## [MATERIAL PROVIDED]
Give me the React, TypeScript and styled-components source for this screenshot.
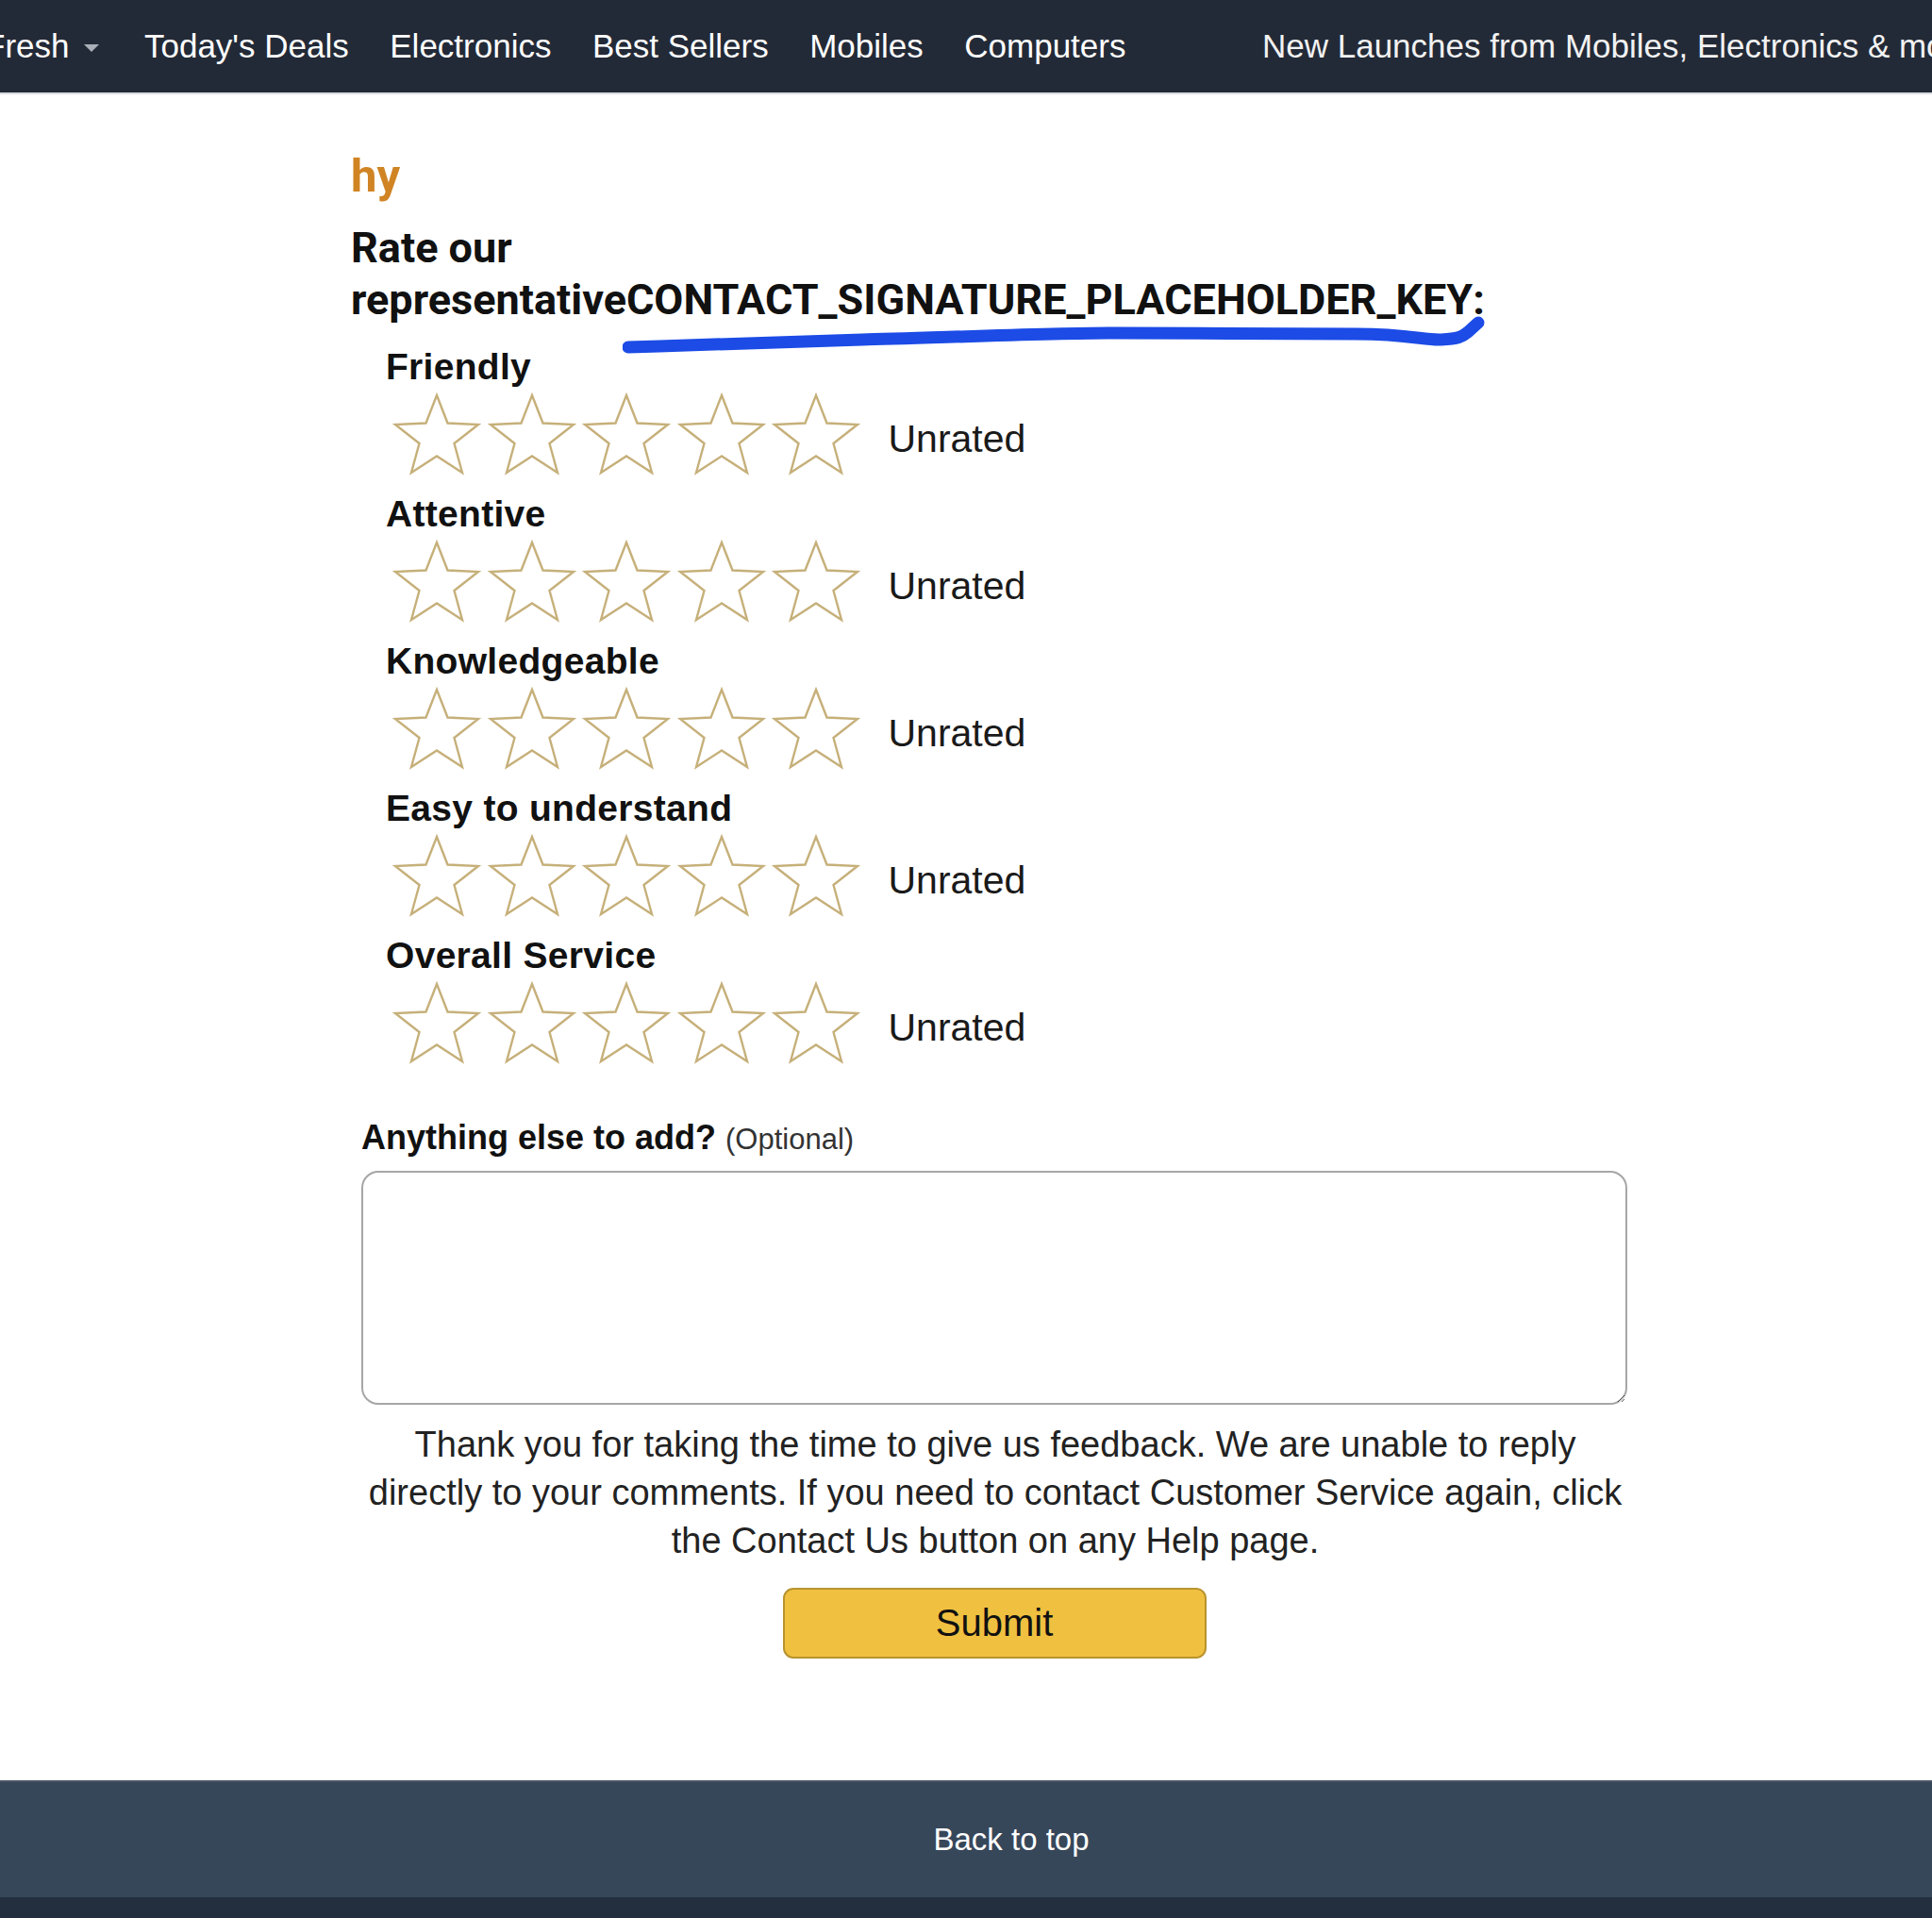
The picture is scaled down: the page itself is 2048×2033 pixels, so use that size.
import React, { FC } from "react";
import styled, { createGlobalStyle } from "styled-components";

const colors = {
  navBg: "#232a37",
  footerBg: "#37475a",
  footerBottom: "#232f3e",
  orange: "#d08424",
  star: "#c6b07a",
  text: "#111111",
  button: "#f0c040",
  buttonBorder: "#b8932e",
  scribble: "#1c4be6",
};

const GlobalStyle = createGlobalStyle`
  html, body {
    margin: 0;
    padding: 0;
    background: #ffffff;
  }
  body {
    font-family: "Liberation Sans", Arial, sans-serif;
    color: ${colors.text};
  }
`;

const Page = styled.div`
  display: flex;
  flex-direction: column;
  min-height: 2033px;
  width: 2048px;
  overflow: hidden;
`;

const NavBar = styled.nav`
  display: flex;
  align-items: center;
  gap: 43.5px;
  height: 98px;
  background: ${colors.navBg};
  border-bottom: 2px solid #d9dde2;
  overflow: hidden;
  white-space: nowrap;
`;

const NavItem = styled.a<{ $first?: boolean }>`
  display: flex;
  align-items: center;
  gap: 16px;
  flex-shrink: 0;
  font-size: 35px;
  color: #ffffff;
  text-decoration: none;
  margin-left: ${(p) => (p.$first ? "-16px" : "0")};
  margin-right: ${(p) => (p.$first ? "4px" : "0")};
`;

const Caret = styled.span`
  width: 0;
  height: 0;
  border-left: 8px solid transparent;
  border-right: 8px solid transparent;
  border-top: 8px solid #a9b0b8;
  margin-top: 4px;
`;

const Promo = styled.span`
  flex-shrink: 0;
  margin-left: 101px;
  font-size: 35px;
  color: #f2f2f2;
`;

const Main = styled.main`
  flex: 1;
  padding-top: 59px;
`;

const Content = styled.div`
  position: relative;
  margin-left: 372px;
  width: 1353px;
`;

const Greeting = styled.h2`
  margin: 0;
  font-family: Roboto, "Liberation Sans", sans-serif;
  font-size: 49px;
  line-height: 56px;
  font-weight: 700;
  color: ${colors.orange};
`;

const Heading = styled.h1`
  margin: 20px 0 0;
  font-family: Roboto, "Liberation Sans", sans-serif;
  font-size: 45px;
  line-height: 55px;
  font-weight: 700;
  color: #111;
`;

const Scribble = styled.svg`
  position: absolute;
  left: 288px;
  top: 176px;
  width: 930px;
  height: 50px;
  pointer-events: none;
`;

const RatingList = styled.div`
  margin-top: 21px;
  padding-left: 37px;
`;

const RatingBlock = styled.div`
  display: flex;
  flex-direction: column;
  height: 156px;
`;

const RatingLabel = styled.div`
  font-size: 39px;
  line-height: 46px;
  font-weight: 700;
  letter-spacing: 0.3px;
`;

const StarRow = styled.div`
  display: flex;
  align-items: center;
  gap: 4.5px;
  height: 96px;
  padding-left: 6px;
`;

const StarIcon = styled.svg`
  width: 96px;
  height: 88px;
  flex-shrink: 0;
`;

const Unrated = styled.span`
  margin: 11px 0 0 24px;
  font-size: 41px;
  color: #1a1a1a;
`;

const CommentSection = styled.div`
  margin-top: 39px;
  padding-left: 11px;
`;

const CommentLabel = styled.label`
  display: block;
  font-size: 36px;
  line-height: 42px;
  font-weight: 700;
`;

const Optional = styled.span`
  font-size: 31px;
  font-weight: 400;
  color: #333;
`;

const CommentBox = styled.textarea`
  display: block;
  box-sizing: border-box;
  width: 1342px;
  height: 248px;
  margin-top: 12px;
  border: 2px solid #a6a6a6;
  border-radius: 18px;
  background: #fff;
  font-family: inherit;
  font-size: 30px;
  padding: 12px 16px;
  outline: none;
`;

const ThankYou = styled.p`
  width: 1344px;
  margin: 17px 0 0;
  font-size: 38px;
  line-height: 51px;
  text-align: center;
  color: #222;
`;

const ButtonRow = styled.div`
  display: flex;
  justify-content: center;
  width: 1342px;
  margin-top: 24px;
  padding-right: 24px;
`;

const SubmitButton = styled.button`
  width: 449px;
  height: 75px;
  background: ${colors.button};
  border: 2px solid ${colors.buttonBorder};
  border-radius: 11px;
  font-family: "Liberation Sans", Arial, sans-serif;
  font-size: 40px;
  color: #111;
  cursor: pointer;
`;

const Footer = styled.footer`
  display: flex;
  flex-direction: column;
`;

const BackToTop = styled.div`
  display: flex;
  align-items: center;
  justify-content: center;
  height: 122px;
  padding-left: 96px;
  background: ${colors.footerBg};
  border-top: 2px solid #4b5766;
  font-size: 33px;
  color: #ffffff;
`;

const FooterBase = styled.div`
  height: 22px;
  background: ${colors.footerBottom};
`;

const STAR_POINTS =
  "48,3 59.5,32.5 92,34 66.5,54 75,85 48,67.5 21,85 29.5,54 4,34 36.5,32.5";

const Star: FC = () => (
  <StarIcon viewBox="0 0 96 88">
    <polygon
      points={STAR_POINTS}
      fill="#fff"
      stroke={colors.star}
      strokeWidth={2.4}
      strokeLinejoin="miter"
    />
  </StarIcon>
);

const navLinks = ["Today's Deals", "Electronics", "Best Sellers", "Mobiles", "Computers"];

const categories = [
  "Friendly",
  "Attentive",
  "Knowledgeable",
  "Easy to understand",
  "Overall Service",
];

const App: FC = () => {
  return (
    <>
      <GlobalStyle />
      <Page>
        <NavBar>
          <NavItem $first>
            Fresh <Caret />
          </NavItem>
          {navLinks.map((l) => (
            <NavItem key={l}>{l}</NavItem>
          ))}
          <Promo>New Launches from Mobiles, Electronics &amp; more</Promo>
        </NavBar>

        <Main>
          <Content>
            <Greeting>hy</Greeting>
            <Heading>
              Rate our representativeCONTACT_SIGNATURE_PLACEHOLDER_KEY:
            </Heading>
            {/* hand-drawn pen mark over the screenshot */}
            <Scribble viewBox="0 0 930 50">
              <path
                d="M6 33 C 100 30, 200 26, 254 25 S 450 18, 515 18 S 720 19, 777 19 S 850 26, 868 25 S 890 22, 896 17 L 907 7"
                fill="none"
                stroke={colors.scribble}
                strokeWidth={13}
                strokeLinecap="round"
                strokeLinejoin="round"
              />
            </Scribble>

            <RatingList>
              {categories.map((c) => (
                <RatingBlock key={c}>
                  <RatingLabel>{c}</RatingLabel>
                  <StarRow>
                    {[0, 1, 2, 3, 4].map((i) => (
                      <Star key={i} />
                    ))}
                    <Unrated>Unrated</Unrated>
                  </StarRow>
                </RatingBlock>
              ))}
            </RatingList>

            <CommentSection>
              <CommentLabel>
                Anything else to add? <Optional>(Optional)</Optional>
              </CommentLabel>
              <CommentBox />
              <ThankYou>
                Thank you for taking the time to give us feedback. We are unable
                to reply directly to your comments. If you need to contact
                Customer Service again, click the Contact Us button on any Help
                page.
              </ThankYou>
              <ButtonRow>
                <SubmitButton>Submit</SubmitButton>
              </ButtonRow>
            </CommentSection>
          </Content>
        </Main>

        <Footer>
          <BackToTop>Back to top</BackToTop>
          <FooterBase />
        </Footer>
      </Page>
    </>
  );
};

export default App;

## [WHAT YOU ARE ASKED TO DO]
Write out the full set of lines verbatim, without the pictures.

## [FINISHED ANSWER]
Give me the React, TypeScript and styled-components source for this screenshot.
The picture is scaled down: the page itself is 2048×2033 pixels, so use that size.
import React, { FC } from "react";
import styled, { createGlobalStyle } from "styled-components";

const colors = {
  navBg: "#232a37",
  footerBg: "#37475a",
  footerBottom: "#232f3e",
  orange: "#d08424",
  star: "#c6b07a",
  text: "#111111",
  button: "#f0c040",
  buttonBorder: "#b8932e",
  scribble: "#1c4be6",
};

const GlobalStyle = createGlobalStyle`
  html, body {
    margin: 0;
    padding: 0;
    background: #ffffff;
  }
  body {
    font-family: "Liberation Sans", Arial, sans-serif;
    color: ${colors.text};
  }
`;

const Page = styled.div`
  display: flex;
  flex-direction: column;
  min-height: 2033px;
  width: 2048px;
  overflow: hidden;
`;

const NavBar = styled.nav`
  display: flex;
  align-items: center;
  gap: 43.5px;
  height: 98px;
  background: ${colors.navBg};
  border-bottom: 2px solid #d9dde2;
  overflow: hidden;
  white-space: nowrap;
`;

const NavItem = styled.a<{ $first?: boolean }>`
  display: flex;
  align-items: center;
  gap: 16px;
  flex-shrink: 0;
  font-size: 35px;
  color: #ffffff;
  text-decoration: none;
  margin-left: ${(p) => (p.$first ? "-16px" : "0")};
  margin-right: ${(p) => (p.$first ? "4px" : "0")};
`;

const Caret = styled.span`
  width: 0;
  height: 0;
  border-left: 8px solid transparent;
  border-right: 8px solid transparent;
  border-top: 8px solid #a9b0b8;
  margin-top: 4px;
`;

const Promo = styled.span`
  flex-shrink: 0;
  margin-left: 101px;
  font-size: 35px;
  color: #f2f2f2;
`;

const Main = styled.main`
  flex: 1;
  padding-top: 59px;
`;

const Content = styled.div`
  position: relative;
  margin-left: 372px;
  width: 1353px;
`;

const Greeting = styled.h2`
  margin: 0;
  font-family: Roboto, "Liberation Sans", sans-serif;
  font-size: 49px;
  line-height: 56px;
  font-weight: 700;
  color: ${colors.orange};
`;

const Heading = styled.h1`
  margin: 20px 0 0;
  font-family: Roboto, "Liberation Sans", sans-serif;
  font-size: 45px;
  line-height: 55px;
  font-weight: 700;
  color: #111;
`;

const Scribble = styled.svg`
  position: absolute;
  left: 288px;
  top: 176px;
  width: 930px;
  height: 50px;
  pointer-events: none;
`;

const RatingList = styled.div`
  margin-top: 21px;
  padding-left: 37px;
`;

const RatingBlock = styled.div`
  display: flex;
  flex-direction: column;
  height: 156px;
`;

const RatingLabel = styled.div`
  font-size: 39px;
  line-height: 46px;
  font-weight: 700;
  letter-spacing: 0.3px;
`;

const StarRow = styled.div`
  display: flex;
  align-items: center;
  gap: 4.5px;
  height: 96px;
  padding-left: 6px;
`;

const StarIcon = styled.svg`
  width: 96px;
  height: 88px;
  flex-shrink: 0;
`;

const Unrated = styled.span`
  margin: 11px 0 0 24px;
  font-size: 41px;
  color: #1a1a1a;
`;

const CommentSection = styled.div`
  margin-top: 39px;
  padding-left: 11px;
`;

const CommentLabel = styled.label`
  display: block;
  font-size: 36px;
  line-height: 42px;
  font-weight: 700;
`;

const Optional = styled.span`
  font-size: 31px;
  font-weight: 400;
  color: #333;
`;

const CommentBox = styled.textarea`
  display: block;
  box-sizing: border-box;
  width: 1342px;
  height: 248px;
  margin-top: 12px;
  border: 2px solid #a6a6a6;
  border-radius: 18px;
  background: #fff;
  font-family: inherit;
  font-size: 30px;
  padding: 12px 16px;
  outline: none;
`;

const ThankYou = styled.p`
  width: 1344px;
  margin: 17px 0 0;
  font-size: 38px;
  line-height: 51px;
  text-align: center;
  color: #222;
`;

const ButtonRow = styled.div`
  display: flex;
  justify-content: center;
  width: 1342px;
  margin-top: 24px;
  padding-right: 24px;
`;

const SubmitButton = styled.button`
  width: 449px;
  height: 75px;
  background: ${colors.button};
  border: 2px solid ${colors.buttonBorder};
  border-radius: 11px;
  font-family: "Liberation Sans", Arial, sans-serif;
  font-size: 40px;
  color: #111;
  cursor: pointer;
`;

const Footer = styled.footer`
  display: flex;
  flex-direction: column;
`;

const BackToTop = styled.div`
  display: flex;
  align-items: center;
  justify-content: center;
  height: 122px;
  padding-left: 96px;
  background: ${colors.footerBg};
  border-top: 2px solid #4b5766;
  font-size: 33px;
  color: #ffffff;
`;

const FooterBase = styled.div`
  height: 22px;
  background: ${colors.footerBottom};
`;

const STAR_POINTS =
  "48,3 59.5,32.5 92,34 66.5,54 75,85 48,67.5 21,85 29.5,54 4,34 36.5,32.5";

const Star: FC = () => (
  <StarIcon viewBox="0 0 96 88">
    <polygon
      points={STAR_POINTS}
      fill="#fff"
      stroke={colors.star}
      strokeWidth={2.4}
      strokeLinejoin="miter"
    />
  </StarIcon>
);

const navLinks = ["Today's Deals", "Electronics", "Best Sellers", "Mobiles", "Computers"];

const categories = [
  "Friendly",
  "Attentive",
  "Knowledgeable",
  "Easy to understand",
  "Overall Service",
];

const App: FC = () => {
  return (
    <>
      <GlobalStyle />
      <Page>
        <NavBar>
          <NavItem $first>
            Fresh <Caret />
          </NavItem>
          {navLinks.map((l) => (
            <NavItem key={l}>{l}</NavItem>
          ))}
          <Promo>New Launches from Mobiles, Electronics &amp; more</Promo>
        </NavBar>

        <Main>
          <Content>
            <Greeting>hy</Greeting>
            <Heading>
              Rate our representativeCONTACT_SIGNATURE_PLACEHOLDER_KEY:
            </Heading>
            {/* hand-drawn pen mark over the screenshot */}
            <Scribble viewBox="0 0 930 50">
              <path
                d="M6 33 C 100 30, 200 26, 254 25 S 450 18, 515 18 S 720 19, 777 19 S 850 26, 868 25 S 890 22, 896 17 L 907 7"
                fill="none"
                stroke={colors.scribble}
                strokeWidth={13}
                strokeLinecap="round"
                strokeLinejoin="round"
              />
            </Scribble>

            <RatingList>
              {categories.map((c) => (
                <RatingBlock key={c}>
                  <RatingLabel>{c}</RatingLabel>
                  <StarRow>
                    {[0, 1, 2, 3, 4].map((i) => (
                      <Star key={i} />
                    ))}
                    <Unrated>Unrated</Unrated>
                  </StarRow>
                </RatingBlock>
              ))}
            </RatingList>

            <CommentSection>
              <CommentLabel>
                Anything else to add? <Optional>(Optional)</Optional>
              </CommentLabel>
              <CommentBox />
              <ThankYou>
                Thank you for taking the time to give us feedback. We are unable
                to reply directly to your comments. If you need to contact
                Customer Service again, click the Contact Us button on any Help
                page.
              </ThankYou>
              <ButtonRow>
                <SubmitButton>Submit</SubmitButton>
              </ButtonRow>
            </CommentSection>
          </Content>
        </Main>

        <Footer>
          <BackToTop>Back to top</BackToTop>
          <FooterBase />
        </Footer>
      </Page>
    </>
  );
};

export default App;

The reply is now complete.